§ MATERIAL PROVIDED

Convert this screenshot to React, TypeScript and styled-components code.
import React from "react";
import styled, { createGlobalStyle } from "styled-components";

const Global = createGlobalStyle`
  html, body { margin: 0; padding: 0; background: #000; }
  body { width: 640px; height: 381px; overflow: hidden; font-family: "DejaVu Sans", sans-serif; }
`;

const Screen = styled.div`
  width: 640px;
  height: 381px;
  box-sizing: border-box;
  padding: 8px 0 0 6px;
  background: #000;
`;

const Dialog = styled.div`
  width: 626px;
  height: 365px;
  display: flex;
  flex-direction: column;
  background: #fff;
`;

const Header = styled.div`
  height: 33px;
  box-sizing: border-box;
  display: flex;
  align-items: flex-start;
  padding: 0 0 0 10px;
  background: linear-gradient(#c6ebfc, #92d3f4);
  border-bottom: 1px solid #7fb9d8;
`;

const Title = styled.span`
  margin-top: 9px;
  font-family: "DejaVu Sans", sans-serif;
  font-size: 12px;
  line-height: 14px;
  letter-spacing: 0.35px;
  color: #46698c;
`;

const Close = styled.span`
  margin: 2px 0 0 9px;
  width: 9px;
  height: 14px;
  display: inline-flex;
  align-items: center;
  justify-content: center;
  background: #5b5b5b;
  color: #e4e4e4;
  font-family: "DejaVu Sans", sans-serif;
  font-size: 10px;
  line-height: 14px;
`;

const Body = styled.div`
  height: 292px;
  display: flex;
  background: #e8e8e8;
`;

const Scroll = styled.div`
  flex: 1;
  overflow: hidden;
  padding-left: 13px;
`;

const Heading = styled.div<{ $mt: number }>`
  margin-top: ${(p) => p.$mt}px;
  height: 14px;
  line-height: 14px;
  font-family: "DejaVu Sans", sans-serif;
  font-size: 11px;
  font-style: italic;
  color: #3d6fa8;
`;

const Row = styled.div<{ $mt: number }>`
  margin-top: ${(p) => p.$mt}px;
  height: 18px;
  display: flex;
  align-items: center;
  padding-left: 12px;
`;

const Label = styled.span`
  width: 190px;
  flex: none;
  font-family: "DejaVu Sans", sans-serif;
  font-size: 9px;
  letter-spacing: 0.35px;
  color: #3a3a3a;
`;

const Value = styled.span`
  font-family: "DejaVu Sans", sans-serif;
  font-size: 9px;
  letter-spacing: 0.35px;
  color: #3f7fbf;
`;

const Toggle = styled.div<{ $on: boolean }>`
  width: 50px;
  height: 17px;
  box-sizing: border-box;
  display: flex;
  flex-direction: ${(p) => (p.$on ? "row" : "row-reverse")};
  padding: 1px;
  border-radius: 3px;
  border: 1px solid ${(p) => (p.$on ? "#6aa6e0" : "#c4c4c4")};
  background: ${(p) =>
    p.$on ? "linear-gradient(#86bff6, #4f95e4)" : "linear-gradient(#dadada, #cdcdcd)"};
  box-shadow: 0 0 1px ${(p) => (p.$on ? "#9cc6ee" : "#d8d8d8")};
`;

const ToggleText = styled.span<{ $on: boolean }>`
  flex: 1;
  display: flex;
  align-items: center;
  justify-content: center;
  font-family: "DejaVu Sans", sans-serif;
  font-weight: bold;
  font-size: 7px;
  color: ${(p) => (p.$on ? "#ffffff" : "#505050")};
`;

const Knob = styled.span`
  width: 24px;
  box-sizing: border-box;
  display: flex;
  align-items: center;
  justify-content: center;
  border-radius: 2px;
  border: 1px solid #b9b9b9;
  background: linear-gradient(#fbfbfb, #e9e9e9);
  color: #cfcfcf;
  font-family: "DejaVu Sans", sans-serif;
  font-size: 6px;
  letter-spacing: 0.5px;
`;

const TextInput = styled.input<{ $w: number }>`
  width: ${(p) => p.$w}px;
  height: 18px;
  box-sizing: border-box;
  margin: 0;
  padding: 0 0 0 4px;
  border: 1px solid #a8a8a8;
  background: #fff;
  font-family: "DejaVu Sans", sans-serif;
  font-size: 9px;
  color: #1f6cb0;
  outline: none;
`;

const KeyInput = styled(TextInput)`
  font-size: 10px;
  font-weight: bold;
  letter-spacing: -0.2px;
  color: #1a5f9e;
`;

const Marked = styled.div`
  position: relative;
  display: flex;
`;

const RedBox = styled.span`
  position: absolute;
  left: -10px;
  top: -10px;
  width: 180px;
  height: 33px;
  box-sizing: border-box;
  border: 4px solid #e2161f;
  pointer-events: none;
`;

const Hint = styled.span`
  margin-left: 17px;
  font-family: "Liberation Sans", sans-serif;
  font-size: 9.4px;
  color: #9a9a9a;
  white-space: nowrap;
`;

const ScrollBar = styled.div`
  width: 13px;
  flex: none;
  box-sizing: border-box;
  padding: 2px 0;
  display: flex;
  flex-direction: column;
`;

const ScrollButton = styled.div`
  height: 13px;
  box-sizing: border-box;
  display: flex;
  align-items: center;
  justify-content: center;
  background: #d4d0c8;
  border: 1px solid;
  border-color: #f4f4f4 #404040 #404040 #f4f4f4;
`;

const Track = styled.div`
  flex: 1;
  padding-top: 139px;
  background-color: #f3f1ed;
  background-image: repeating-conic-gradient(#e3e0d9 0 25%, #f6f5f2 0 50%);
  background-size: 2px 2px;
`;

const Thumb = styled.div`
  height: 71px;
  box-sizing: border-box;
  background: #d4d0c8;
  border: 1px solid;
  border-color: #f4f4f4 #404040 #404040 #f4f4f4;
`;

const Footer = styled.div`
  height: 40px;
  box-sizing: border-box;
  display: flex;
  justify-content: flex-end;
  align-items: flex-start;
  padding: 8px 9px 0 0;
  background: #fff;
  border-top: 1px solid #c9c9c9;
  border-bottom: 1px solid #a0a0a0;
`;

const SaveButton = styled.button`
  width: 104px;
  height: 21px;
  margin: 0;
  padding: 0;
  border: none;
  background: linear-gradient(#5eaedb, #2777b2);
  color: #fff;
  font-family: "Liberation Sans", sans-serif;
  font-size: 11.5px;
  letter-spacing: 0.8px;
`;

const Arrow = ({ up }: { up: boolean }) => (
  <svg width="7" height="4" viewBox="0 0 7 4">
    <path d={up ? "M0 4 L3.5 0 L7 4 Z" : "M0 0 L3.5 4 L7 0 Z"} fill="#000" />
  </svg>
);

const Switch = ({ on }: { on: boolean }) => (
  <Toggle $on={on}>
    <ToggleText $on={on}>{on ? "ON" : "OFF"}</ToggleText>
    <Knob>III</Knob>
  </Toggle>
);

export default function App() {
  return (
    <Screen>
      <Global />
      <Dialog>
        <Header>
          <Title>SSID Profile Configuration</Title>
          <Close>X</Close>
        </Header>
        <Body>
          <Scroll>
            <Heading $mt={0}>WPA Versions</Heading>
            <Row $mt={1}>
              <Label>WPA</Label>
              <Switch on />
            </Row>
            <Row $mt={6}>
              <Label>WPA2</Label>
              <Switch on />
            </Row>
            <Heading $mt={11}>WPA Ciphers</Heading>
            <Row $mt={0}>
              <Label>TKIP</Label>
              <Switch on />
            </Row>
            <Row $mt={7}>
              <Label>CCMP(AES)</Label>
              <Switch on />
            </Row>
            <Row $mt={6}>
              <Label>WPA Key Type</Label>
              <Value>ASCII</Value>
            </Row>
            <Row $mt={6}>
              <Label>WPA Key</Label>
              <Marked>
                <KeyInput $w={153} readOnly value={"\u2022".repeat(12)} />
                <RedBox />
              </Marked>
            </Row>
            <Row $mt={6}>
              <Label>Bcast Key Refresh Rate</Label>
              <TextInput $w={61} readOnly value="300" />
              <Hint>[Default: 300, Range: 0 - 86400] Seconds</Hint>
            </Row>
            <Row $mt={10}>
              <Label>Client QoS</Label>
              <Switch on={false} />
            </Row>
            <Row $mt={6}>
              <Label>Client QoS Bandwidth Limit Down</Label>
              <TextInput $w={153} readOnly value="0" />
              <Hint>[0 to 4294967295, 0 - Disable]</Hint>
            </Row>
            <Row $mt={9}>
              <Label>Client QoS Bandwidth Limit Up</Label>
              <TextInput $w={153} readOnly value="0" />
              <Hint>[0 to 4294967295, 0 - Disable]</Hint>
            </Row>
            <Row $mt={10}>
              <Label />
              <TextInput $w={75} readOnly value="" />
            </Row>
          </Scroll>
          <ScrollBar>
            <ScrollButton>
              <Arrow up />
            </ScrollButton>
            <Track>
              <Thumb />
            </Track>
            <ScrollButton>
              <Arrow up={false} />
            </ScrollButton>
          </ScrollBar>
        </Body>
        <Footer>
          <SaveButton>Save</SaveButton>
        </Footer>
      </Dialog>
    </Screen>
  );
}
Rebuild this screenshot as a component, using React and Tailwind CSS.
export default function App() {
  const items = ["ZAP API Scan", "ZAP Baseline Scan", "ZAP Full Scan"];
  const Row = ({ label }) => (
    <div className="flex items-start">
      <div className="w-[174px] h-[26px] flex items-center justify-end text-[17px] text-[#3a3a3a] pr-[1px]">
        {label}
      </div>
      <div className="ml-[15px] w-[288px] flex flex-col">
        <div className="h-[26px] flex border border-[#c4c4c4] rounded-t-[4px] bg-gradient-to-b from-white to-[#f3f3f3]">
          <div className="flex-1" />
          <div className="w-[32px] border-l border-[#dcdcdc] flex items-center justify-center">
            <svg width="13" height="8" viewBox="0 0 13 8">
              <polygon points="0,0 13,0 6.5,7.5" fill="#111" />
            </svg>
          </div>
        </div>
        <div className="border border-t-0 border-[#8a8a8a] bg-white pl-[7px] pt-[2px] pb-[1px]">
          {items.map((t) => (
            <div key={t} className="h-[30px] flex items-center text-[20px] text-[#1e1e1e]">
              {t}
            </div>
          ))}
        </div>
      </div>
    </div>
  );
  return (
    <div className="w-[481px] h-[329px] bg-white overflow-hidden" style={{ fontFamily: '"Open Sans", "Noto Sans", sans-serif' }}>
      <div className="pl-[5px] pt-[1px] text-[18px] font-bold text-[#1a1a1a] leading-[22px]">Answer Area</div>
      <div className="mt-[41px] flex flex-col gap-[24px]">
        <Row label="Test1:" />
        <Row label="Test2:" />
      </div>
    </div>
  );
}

§ TASK DIRECTIONS
Copy each line above where the string "screenshot" occurs.

§ OUTPUT FOR THIS TASK
Convert this screenshot to React, TypeScript and styled-components code.
Rebuild this screenshot as a component, using React and Tailwind CSS.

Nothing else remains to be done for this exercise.